TERCOM algorithm - Changing from single thread to

I'm currently working on porting a TERCOM algorithm from using only 1 thread to use multiple threads. Briefly explained , the TERCOM algorithm receives 5 measurements and the heading, and compare this measurements to a prestored map. The algorithm will choose the best match, i.e. lowest Mean Absolute Difference (MAD), and return the position.

The code is working perfectly with one thread and for-loops, but when I try to use multiple threads and blocks it returns the wrong answer. It seems like the multithread version doesn't "run through" the calculation in the same way as the singlethread versjon. Does anyone know what I am doing wrong?

Here's the code using for-loops

__global__ void kernel (int m, int n, int h, int N, float *f, float heading, float *measurements) 
{
    //Without threads
    float pos[2]={0};
    float theta=heading*(PI/180);
    float MAD=0;

    // Calculate how much to move in x and y direction
    float offset_x = h*cos(theta);
    float offset_y = -h*sin(theta); 

    float min=100000; //Some High value

    //Calculate Mean Absolute Difference
    for(float row=0;row<m;row++)
    {
        for(float col=0;col<n;col++)
        {
            for(float g=0; g<N; g++)
            {
                f[(int)g] = tex2D (tex, col+(g-2)*offset_x+0.5f, row+(g-2)*offset_y+0.5f);
                MAD += abs(measurements[(int)g]-f[(int)g]);
            }
            if(MAD<min) 
            {
                min=MAD;
                pos[0]=col;
                pos[1]=row;
            }
            MAD=0;                  //Reset MAD
        }
    }

    f[0]=min;
    f[1]=pos[0];
    f[2]=pos[1];
}

This is my attempt to use multiple threads

__global__ void kernel (int m, int n, int h, int N, float *f, float heading, float *measurements) 
{
    // With threads
    int idx = blockIdx.x * blockDim.x + threadIdx.x;
    int idy = blockIdx.y * blockDim.y + threadIdx.y;
    float pos[2]={0};
    float theta=heading*(PI/180);
    float MAD=0;

    // Calculate how much to move in x and y direction
    float offset_x = h*cos(theta);
    float offset_y = -h*sin(theta); 

    float min=100000; //Some High value

    if(idx < n && idy < m)
    {
        for(float g=0; g<N; g++)
        {
            f[(int)g] = tex2D (tex, idx+(g-2)*offset_x+0.5f, idy+(g-2)*offset_y+0.5f);
            MAD += abs(measurements[(int)g]-f[(int)g]); 
        }

        if(MAD<min) 
        {
            min=MAD;
            pos[0]=idx;
            pos[1]=idy;
        }
        MAD=0;                  //Reset MAD
    }
    f[0]=min;
    f[1]=pos[0];
    f[2]=pos[1];
}

To launch the kernel

dim3 dimBlock( 16,16 );
dim3 dimGrid;
dimGrid.x = (n + dimBlock.x - 1)/dimBlock.x;
dimGrid.y = (m + dimBlock.y - 1)/dimBlock.y;

kernel <<< dimGrid,dimBlock >>> (m, n, h, N, dev_results, heading, dev_measurements);

The basic problem here is that you have a memory race in the code, centered around the use of f as both some sort of thread local scratch space and an output variable. Every concurrent thread will be trying to write values into the same locations in f simultaneously, which will produce undefined behaviour.

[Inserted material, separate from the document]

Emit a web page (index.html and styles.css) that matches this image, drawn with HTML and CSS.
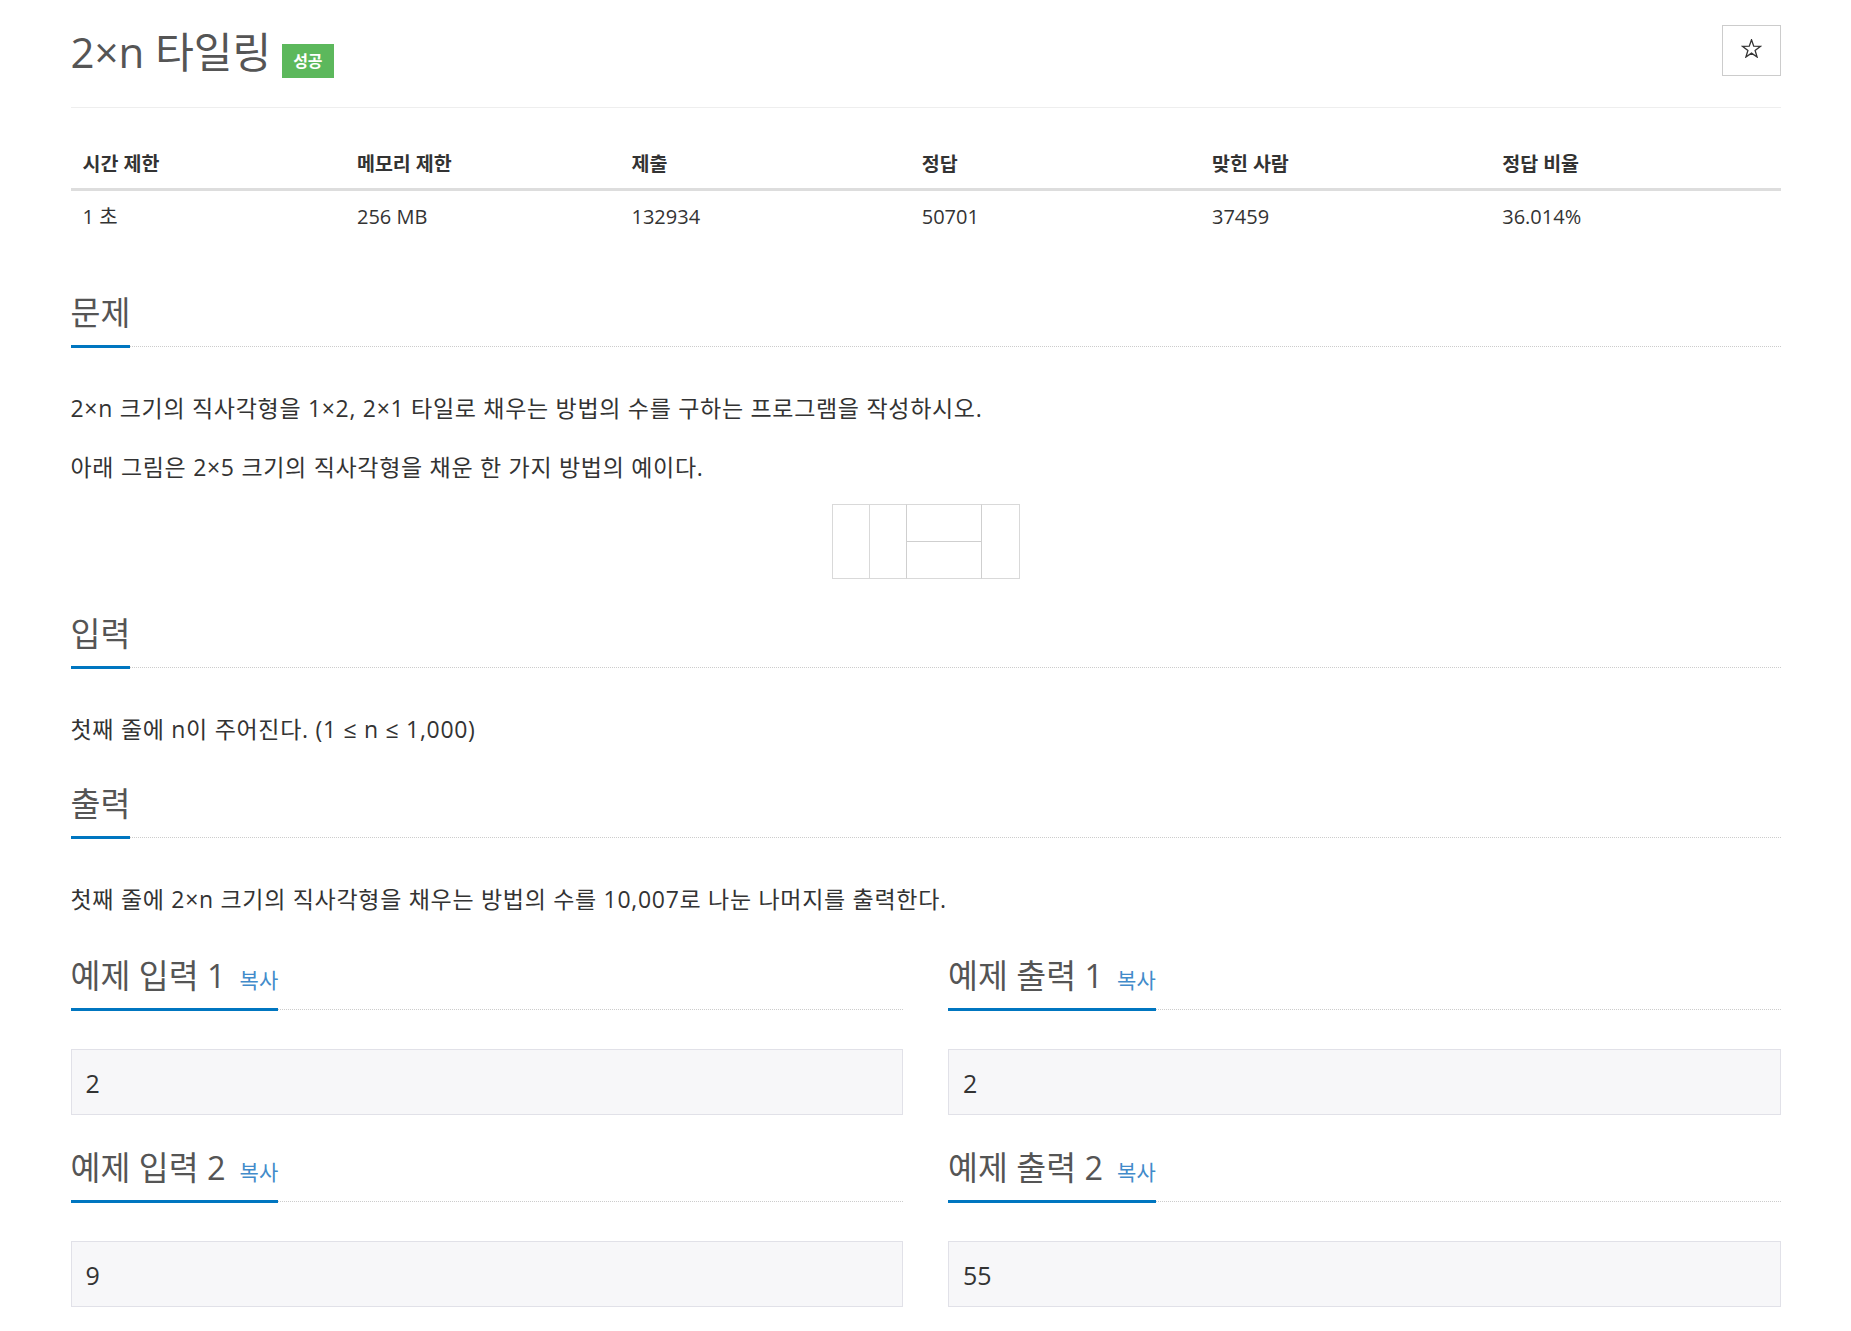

As best as I can tell, the use of f as scratch space isn't even necessary at all and the main computational section of the kernel could be written as something like:

if(idx < n && idy < m)
{
    for(float g=0; g<N; g++)
    {
        float fval = tex2D (tex, idx+(g-2)*offset_x+0.5f, idy+(g-2)*offset_y+0.5f);
        MAD += abs(measurements[(int)g]-fval); 
    }
    min=MAD;
    pos[0]=idx;
    pos[1]=idy;
}

[disclaimer: written in browser, use at own risk]

At the end of that calculation, each thread has its own values of min and pos. At a minimum these must be stored in unique global memory (ie. the output must have enough space for each thread result). You will then need to perform some sort of reduction operation to obtain the global minimum from the set of thread local values. That could be in the host, or in the device code, or some combination of the two. There is a lot of code already available for CUDA parallel reductions which you should be able to find by searching and/or looking in the examples supplied with the CUDA toolkit. It should be trivial to adapt them to your specify case where you need to retain the position along with the minimum value.